• TASK INSTRUCTIONS: Copy whichever lines contain the string "index".

• PROVIDED MATERIAL:
#####

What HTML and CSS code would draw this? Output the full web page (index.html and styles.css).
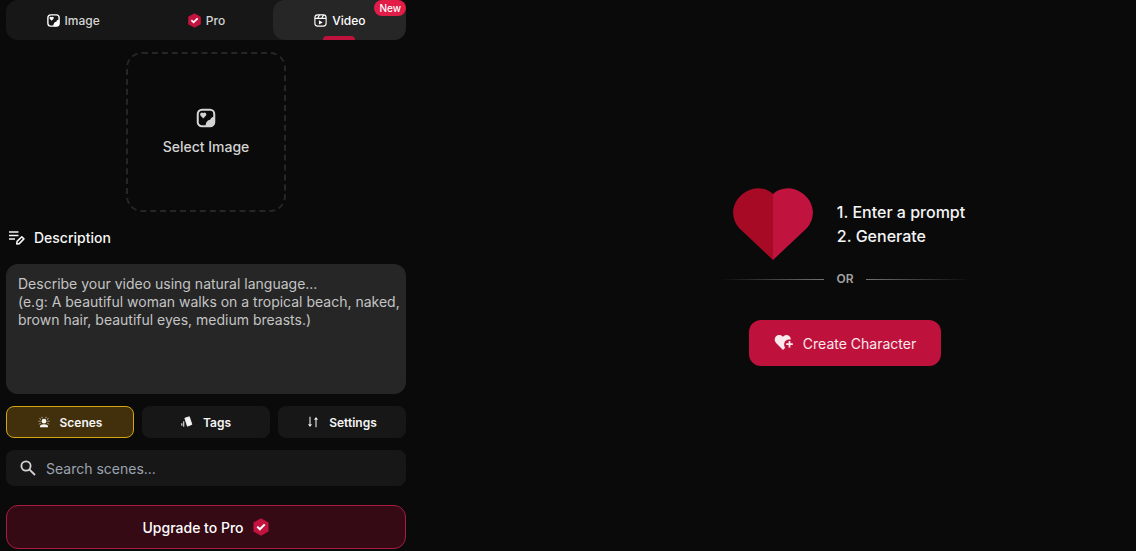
FILE: index.html
```html
<!DOCTYPE html>
<html lang="en">
<head>
<meta charset="utf-8">
<meta name="viewport" content="width=device-width, initial-scale=1">
<title>Video generator</title>
<link rel="stylesheet" href="styles.css">
</head>
<body>
<svg class="sprite" aria-hidden="true">
  <symbol id="picture" viewBox="0 0 24 24">
    <rect x="3" y="3" width="18" height="18" rx="4.5" fill="none" stroke="currentColor" stroke-width="2.2"/>
    <path d="M21 10.500c-2.500 0-4 1.500-4.500 3.500-2.500.2-4.800 2.500-5 7H17a4 4 0 0 0 4-4z" fill="currentColor"/>
    <path d="M9 12.500 6 9.200a1.800 1.800 0 0 1 3-2.300 1.800 1.800 0 0 1 3 2.300z" fill="currentColor"/>
  </symbol>
  <symbol id="verified" viewBox="0 0 24 24">
    <path d="M12 1.500 21 6.500v11l-9 5-9-5v-11z" fill="#c3143f" stroke="#c3143f" stroke-width="2" stroke-linejoin="round"/>
    <path d="m7 11.500 3.500 3.500 6.500-6.500" fill="none" stroke="#fff" stroke-width="2.800"/>
  </symbol>
</svg>
<div class="layout">
  <aside class="panel">
    <nav class="tabs">
      <button class="tab" type="button"><svg class="icon icon-light"><use href="#picture"/></svg>Image</button>
      <button class="tab" type="button"><svg class="icon"><use href="#verified"/></svg>Pro</button>
      <button class="tab tab-active" type="button">
        <svg class="icon" viewBox="0 0 24 24" fill="none" stroke="currentColor" stroke-width="1.800"><rect x="3" y="3" width="18" height="18" rx="4.500"/><path d="M3 8.500h18M7.500 8.500l3-5.500M14 8.500l3-5.500"/><path d="m9.500 11.500 6 3.500-6 3.500z" fill="currentColor" stroke="none"/></svg>Video
        <span class="badge">New</span>
      </button>
    </nav>

    <button class="upload" type="button"><svg class="icon-large"><use href="#picture"/></svg>Select Image</button>

    <label class="heading" for="description">
      <svg class="icon-heading" viewBox="0 0 18 16" fill="none" stroke="currentColor"><path d="M1 2h9.500M1 5.500h9.500M1 9h6" stroke-width="1.700"/><path d="m8.700 14 .4-2.600 4.700-4.600 2.100 2.100-4.600 4.700z" stroke-width="1.600" stroke-linejoin="round"/></svg>
      Description
    </label>
    <textarea class="description" id="description" placeholder="Describe your video using natural language...&#10;(e.g: A beautiful woman walks on a tropical beach, naked, brown hair, beautiful eyes, medium breasts.)"></textarea>

    <div class="options">
      <button class="option option-active" type="button">
        <svg class="icon-small" viewBox="0 0 14 14" fill="currentColor"><circle cx="7" cy="6" r="2.800"/><path d="M2.300 13v-.8c0-1.800 2-2.600 4.700-2.600s4.700.8 4.700 2.600v.8z"/><path d="M3 8.500 1 9.500M2.800 6.200.6 6M3.300 4 1.500 2.700M5 2.500 4.300.8M9 2.500l.7-1.700M10.700 4l1.800-1.300M11.200 6.200l2.200-.2M11 8.500l2 1" stroke="currentColor" stroke-dasharray="1.200 .5"/></svg>Scenes
      </button>
      <button class="option" type="button">
        <svg class="icon-small" viewBox="0 0 14 14" fill="currentColor"><path d="m4.500 2.500 5.200-1.600 3 8.900-5.200 2.100z" stroke="currentColor" stroke-linejoin="round"/><path d="M3.200 6v6.500M1 8.500v3" stroke="currentColor" stroke-width="1.200"/></svg>Tags
      </button>
      <button class="option" type="button">
        <svg class="icon-small" viewBox="0 0 14 14"><path d="M3.500 1v9M10.500 4v9" stroke="currentColor" stroke-width="1.200"/><path d="M1.200 9.500h4.600L3.500 12.700zM8.200 4.500h4.600L10.500 1.300z" fill="currentColor"/></svg>Settings
      </button>
    </div>

    <label class="search">
      <svg class="icon-search" viewBox="0 0 16 16" fill="none" stroke="currentColor" stroke-width="1.800"><circle cx="6" cy="6" r="4.600"/><path d="m9.300 9.300 5.700 5.700"/></svg>
      <input class="search-input" type="search" aria-label="Search scenes" placeholder="Search scenes...">
    </label>

    <button class="upgrade" type="button">Upgrade to Pro<svg class="icon-pro"><use href="#verified"/></svg></button>
  </aside>

  <main class="stage">
    <div class="intro">
      <svg class="heart" viewBox="0 0 80 72"><path d="M40 6C33-1 20-2 11 5-2 14-3 30 6 40l34 32z" fill="#a60a25"/><path d="M40 6C47-1 60-2 69 5c13 9 14 25 5 35L40 72z" fill="#c0143f"/></svg>
      <div class="steps"><div>1. Enter a prompt</div><div>2. Generate</div></div>
    </div>
    <div class="divider"><span class="line"></span>OR<span class="line line-end"></span></div>
    <button class="create" type="button">
      <svg class="icon-create" viewBox="0 0 20 18" fill="currentColor"><path d="M9 2.700C6.800.2 3.200.4 1.600 2.800.1 5 .6 7.500 2.300 9.200L9 16l2.200-2.200c-2.200-3-1-7.500 3-8.300h2.700C16.500.8 11.700-.5 9 2.700z"/><path d="M15.500 7v6.500M12.200 10.200h6.600" stroke="currentColor" stroke-width="1.800"/></svg>Create Character
    </button>
  </main>
</div>
</body>
</html>
```
FILE: styles.css
```css
* { box-sizing: border-box; }
body {
  margin: 0;
  background: #0a0a0a;
  color: #f5f5f5;
  font-family: "Inter", "Liberation Sans", sans-serif;
  font-size: 14px;
}
button, input, textarea { font: inherit; color: inherit; }
button {
  display: flex;
  align-items: center;
  justify-content: center;
  border: 0;
  padding: 0;
  cursor: pointer;
}
svg { flex: none; }
.sprite { display: none; }
.layout {
  display: grid;
  grid-template-columns: 412px 1fr;
  min-height: 100vh;
}
.panel {
  display: flex;
  flex-direction: column;
  padding: 0 6px 2px;
}
.tabs {
  display: grid;
  grid-template-columns: repeat(3, 1fr);
  border-radius: 12px;
  background: #171717;
}
.tab {
  position: relative;
  gap: 4px;
  height: 40px;
  border-radius: 12px;
  background: none;
  color: #d4d4d4;
  font-size: 12px;
  font-weight: 500;
}
.tab-active {
  background: #262626;
  color: #fff;
}
.tab-active::after {
  content: "";
  position: absolute;
  bottom: 0;
  left: 50%;
  width: 32px;
  height: 4px;
  margin-left: -16px;
  border-radius: 4px 4px 0 0;
  background: #be123c;
}
.badge {
  position: absolute;
  top: 0;
  right: 0;
  padding: 0 5px;
  border-radius: 8px;
  background: #e11d48;
  font-size: 10px;
  line-height: 16px;
}
.icon { width: 15px; height: 15px; }
.icon-light { color: #fff; }
.upload {
  flex-direction: column;
  align-self: center;
  gap: 8px;
  width: 160px;
  height: 160px;
  margin-top: 12px;
  border: 2px dashed #262626;
  border-radius: 16px;
  background: none;
  color: #d4d4d4;
  font-weight: 500;
  line-height: 20px;
}
.icon-large { width: 22px; height: 22px; }
.heading {
  display: flex;
  align-items: center;
  gap: 8px;
  margin: 16px 0;
  padding-left: 2px;
  font-weight: 500;
  line-height: 20px;
}
.icon-heading { width: 18px; height: 16px; }
.description {
  display: block;
  width: 100%;
  height: 130px;
  padding: 11px 4px 12px 12px;
  border: 0;
  border-radius: 12px;
  background: #262626;
  line-height: 18px;
  resize: none;
}
.description::placeholder { color: #c4c4c4; opacity: 1; }
.options {
  display: grid;
  grid-template-columns: repeat(3, 1fr);
  gap: 8px;
  margin-top: 12px;
}
.option {
  gap: 10px;
  height: 32px;
  border-radius: 8px;
  background: #171717;
  font-size: 12px;
  font-weight: 600;
}
.option-active {
  border: 1px solid #d4a514;
  background: #42300c;
}
.icon-small { width: 12px; height: 12px; }
.search {
  display: flex;
  align-items: center;
  gap: 10px;
  height: 36px;
  margin-top: 12px;
  padding: 0 14px;
  border-radius: 8px;
  background: #171717;
}
.icon-search { width: 16px; height: 16px; color: #d4d4d4; }
.search-input {
  flex: 1;
  min-width: 0;
  padding: 0;
  border: 0;
  outline: 0;
  background: none;
}
.search-input::placeholder { color: #9ca3af; opacity: 1; }
.upgrade {
  gap: 8px;
  height: 44px;
  margin-top: 19px;
  border: 1px solid #a91c44;
  border-radius: 12px;
  background: #360a15;
  color: #fff;
  font-weight: 500;
}
.icon-pro { width: 18px; height: 18px; }
.stage {
  display: flex;
  flex-direction: column;
  align-items: center;
  justify-content: center;
  padding: 3px 0 0 142px;
}
.intro {
  display: flex;
  align-items: center;
  gap: 24px;
  padding-left: 8px;
}
.heart { width: 80px; height: 72px; }
.steps { font-size: 16px; font-weight: 500; line-height: 24px; }
.divider {
  display: flex;
  align-items: center;
  gap: 12px;
  margin-top: 10px;
  color: #a3a3a3;
  font-size: 12px;
  font-weight: 600;
  line-height: 18px;
}
.line {
  width: 104px;
  height: 1px;
  background: linear-gradient(to right, transparent, #737373);
}
.line-end { background: linear-gradient(to left, transparent, #737373); }
.create {
  gap: 9px;
  height: 46px;
  margin-top: 32px;
  padding: 0 25px;
  border-radius: 12px;
  background: #be123c;
  color: #fbe9ed;
}
.icon-create { width: 20px; height: 18px; }
```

#####

• RESULT BELOW:
What HTML and CSS code would draw this? Output the full web page (index.html and styles.css).
FILE: index.html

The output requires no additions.